AIM OF THE EXERCISE:
Copy exactly the lines that run from the top of the listing to the line containing "have never seen", both ends included, and omit the pictures.

Dataset excerpt:
☆ ☆ ☆ ☆
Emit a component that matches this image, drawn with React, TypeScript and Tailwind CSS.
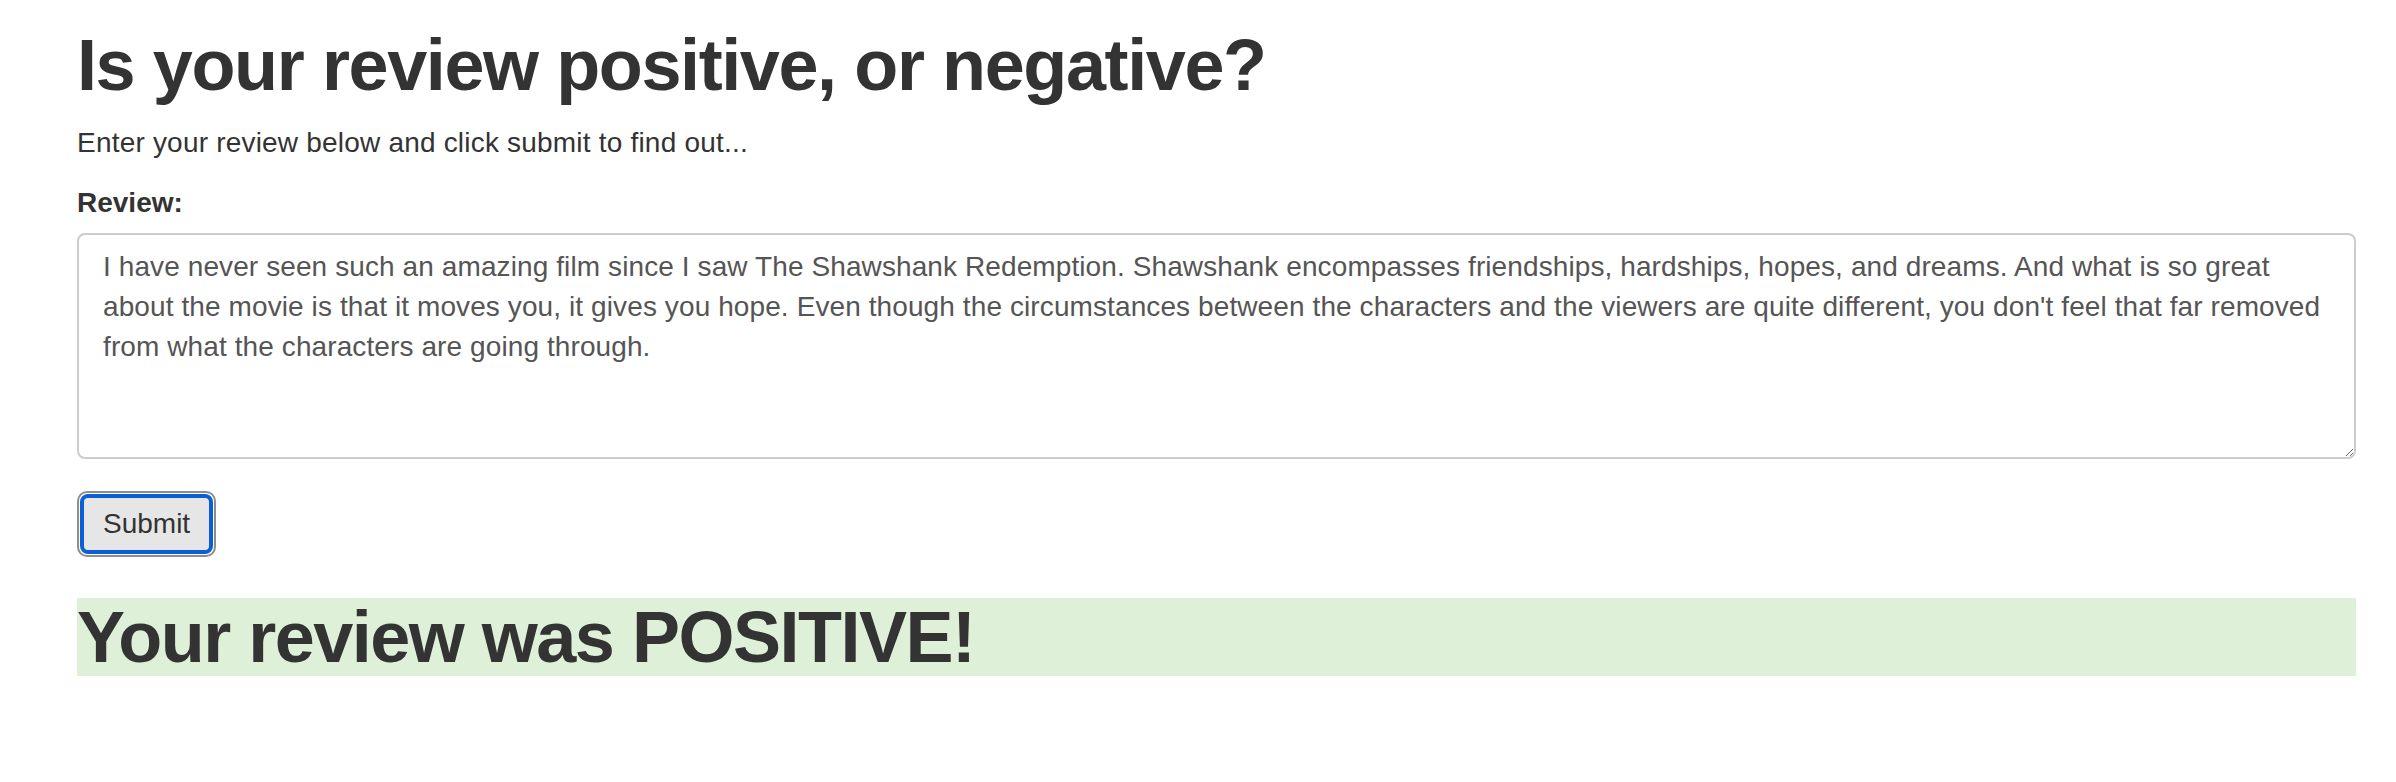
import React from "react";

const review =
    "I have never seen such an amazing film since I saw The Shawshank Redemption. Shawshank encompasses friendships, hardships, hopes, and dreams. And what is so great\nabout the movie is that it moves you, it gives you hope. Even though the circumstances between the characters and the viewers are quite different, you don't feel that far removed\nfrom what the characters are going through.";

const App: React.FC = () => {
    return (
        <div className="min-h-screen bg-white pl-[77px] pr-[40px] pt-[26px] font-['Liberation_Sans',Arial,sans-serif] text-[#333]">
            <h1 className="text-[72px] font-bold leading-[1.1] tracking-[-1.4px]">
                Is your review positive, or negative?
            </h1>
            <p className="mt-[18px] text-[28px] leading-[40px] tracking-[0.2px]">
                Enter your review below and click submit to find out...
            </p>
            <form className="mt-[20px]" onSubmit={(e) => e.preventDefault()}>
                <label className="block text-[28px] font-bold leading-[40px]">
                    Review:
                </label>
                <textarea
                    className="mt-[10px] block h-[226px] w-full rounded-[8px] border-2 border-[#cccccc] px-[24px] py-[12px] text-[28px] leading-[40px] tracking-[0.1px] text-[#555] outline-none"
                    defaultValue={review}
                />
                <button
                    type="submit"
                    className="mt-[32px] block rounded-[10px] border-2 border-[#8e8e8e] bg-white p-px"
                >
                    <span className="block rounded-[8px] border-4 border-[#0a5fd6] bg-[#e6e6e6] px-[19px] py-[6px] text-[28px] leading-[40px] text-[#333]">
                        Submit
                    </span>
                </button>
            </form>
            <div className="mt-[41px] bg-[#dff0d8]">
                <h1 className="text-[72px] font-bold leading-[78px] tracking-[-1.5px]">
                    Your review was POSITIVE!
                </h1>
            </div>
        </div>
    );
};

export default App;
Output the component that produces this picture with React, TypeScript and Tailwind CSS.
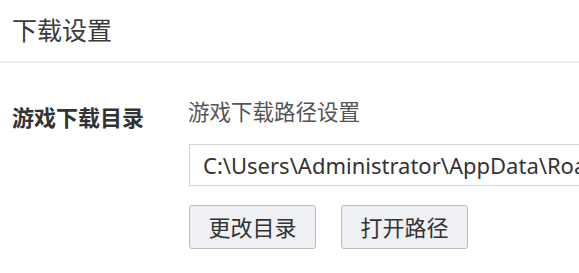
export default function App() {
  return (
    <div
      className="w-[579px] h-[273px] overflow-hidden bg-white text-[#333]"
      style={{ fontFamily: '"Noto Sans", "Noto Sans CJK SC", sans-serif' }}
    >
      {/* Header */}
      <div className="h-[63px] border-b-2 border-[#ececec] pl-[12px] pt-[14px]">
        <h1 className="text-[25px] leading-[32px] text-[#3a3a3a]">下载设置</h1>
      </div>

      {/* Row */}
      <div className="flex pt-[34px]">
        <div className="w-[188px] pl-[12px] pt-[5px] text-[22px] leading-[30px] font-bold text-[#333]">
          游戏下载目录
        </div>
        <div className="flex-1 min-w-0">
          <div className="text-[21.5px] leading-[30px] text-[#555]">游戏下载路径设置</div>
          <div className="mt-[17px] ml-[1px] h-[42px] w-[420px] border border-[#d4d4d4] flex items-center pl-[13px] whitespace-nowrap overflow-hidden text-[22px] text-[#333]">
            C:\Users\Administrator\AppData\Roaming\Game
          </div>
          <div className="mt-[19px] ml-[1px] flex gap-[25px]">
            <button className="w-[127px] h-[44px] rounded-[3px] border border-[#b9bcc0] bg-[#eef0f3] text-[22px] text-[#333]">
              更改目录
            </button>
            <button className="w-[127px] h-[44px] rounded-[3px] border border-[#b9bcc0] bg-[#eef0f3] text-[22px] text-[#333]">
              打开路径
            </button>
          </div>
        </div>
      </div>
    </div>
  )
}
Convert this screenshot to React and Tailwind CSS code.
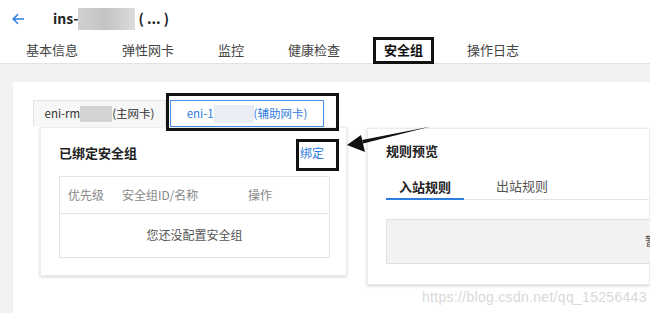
☆ ☆ ☆ ☆
FULL RESPONSE:
Emit a component that matches this image, drawn with React, TypeScript and Tailwind CSS.
import React from "react";

const review =
    "I have never seen such an amazing film since I saw The Shawshank Redemption. Shawshank encompasses friendships, hardships, hopes, and dreams. And what is so great\nabout the movie is that it moves you, it gives you hope. Even though the circumstances between the characters and the viewers are quite different, you don't feel that far removed\nfrom what the characters are going through.";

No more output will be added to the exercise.